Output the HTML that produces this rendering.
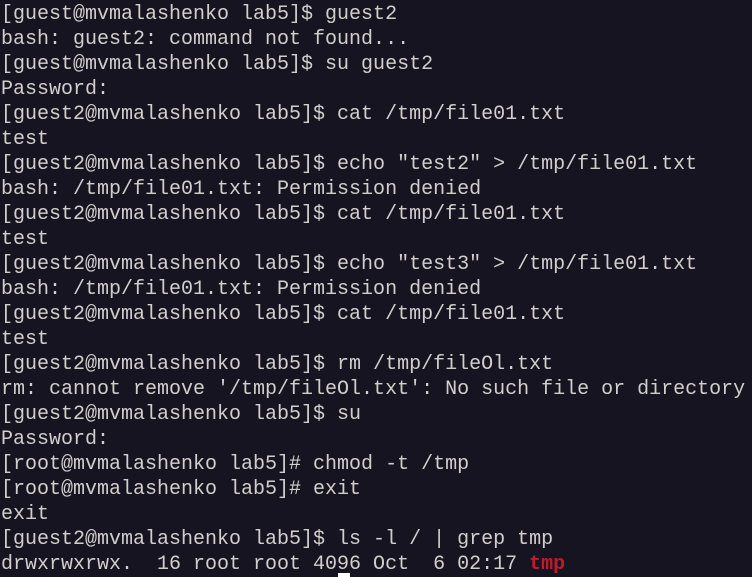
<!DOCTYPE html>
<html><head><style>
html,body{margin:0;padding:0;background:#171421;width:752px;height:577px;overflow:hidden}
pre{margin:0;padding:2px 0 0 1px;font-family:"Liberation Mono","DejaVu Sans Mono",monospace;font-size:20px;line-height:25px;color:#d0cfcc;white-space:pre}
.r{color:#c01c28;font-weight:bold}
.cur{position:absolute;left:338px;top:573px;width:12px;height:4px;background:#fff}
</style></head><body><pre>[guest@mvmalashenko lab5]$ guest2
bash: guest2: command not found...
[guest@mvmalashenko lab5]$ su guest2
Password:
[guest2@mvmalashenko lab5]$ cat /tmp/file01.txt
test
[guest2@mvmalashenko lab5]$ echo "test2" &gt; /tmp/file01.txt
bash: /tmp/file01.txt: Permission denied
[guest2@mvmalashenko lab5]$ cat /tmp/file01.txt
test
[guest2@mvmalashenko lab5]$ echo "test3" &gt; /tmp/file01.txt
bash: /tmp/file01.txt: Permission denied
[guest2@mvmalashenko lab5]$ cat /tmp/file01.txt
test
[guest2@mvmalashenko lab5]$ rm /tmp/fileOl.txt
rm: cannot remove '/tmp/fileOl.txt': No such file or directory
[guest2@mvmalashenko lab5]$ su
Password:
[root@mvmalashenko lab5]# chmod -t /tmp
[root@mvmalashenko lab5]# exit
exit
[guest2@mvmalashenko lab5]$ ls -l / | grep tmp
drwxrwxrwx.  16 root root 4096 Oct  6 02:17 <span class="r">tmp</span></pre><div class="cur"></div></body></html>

◆ WHAT TO DO:
Return each line exactly as written. Any picture gets left out.

◆ OUTPUT OF THE TASK:
Output the HTML that produces this rendering.
<!DOCTYPE html>
<html><head><style>
html,body{margin:0;padding:0;background:#171421;width:752px;height:577px;overflow:hidden}
pre{margin:0;padding:2px 0 0 1px;font-family:"Liberation Mono","DejaVu Sans Mono",monospace;font-size:20px;line-height:25px;color:#d0cfcc;white-space:pre}
.r{color:#c01c28;font-weight:bold}
.cur{position:absolute;left:338px;top:573px;width:12px;height:4px;background:#fff}
</style></head><body><pre>[guest@mvmalashenko lab5]$ guest2
bash: guest2: command not found...
[guest@mvmalashenko lab5]$ su guest2
Password:
[guest2@mvmalashenko lab5]$ cat /tmp/file01.txt
test
[guest2@mvmalashenko lab5]$ echo "test2" &gt; /tmp/file01.txt
bash: /tmp/file01.txt: Permission denied
[guest2@mvmalashenko lab5]$ cat /tmp/file01.txt
test
[guest2@mvmalashenko lab5]$ echo "test3" &gt; /tmp/file01.txt
bash: /tmp/file01.txt: Permission denied
[guest2@mvmalashenko lab5]$ cat /tmp/file01.txt
test
[guest2@mvmalashenko lab5]$ rm /tmp/fileOl.txt
rm: cannot remove '/tmp/fileOl.txt': No such file or directory
[guest2@mvmalashenko lab5]$ su
Password:
[root@mvmalashenko lab5]# chmod -t /tmp
[root@mvmalashenko lab5]# exit
exit
[guest2@mvmalashenko lab5]$ ls -l / | grep tmp
drwxrwxrwx.  16 root root 4096 Oct  6 02:17 <span class="r">tmp</span></pre><div class="cur"></div></body></html>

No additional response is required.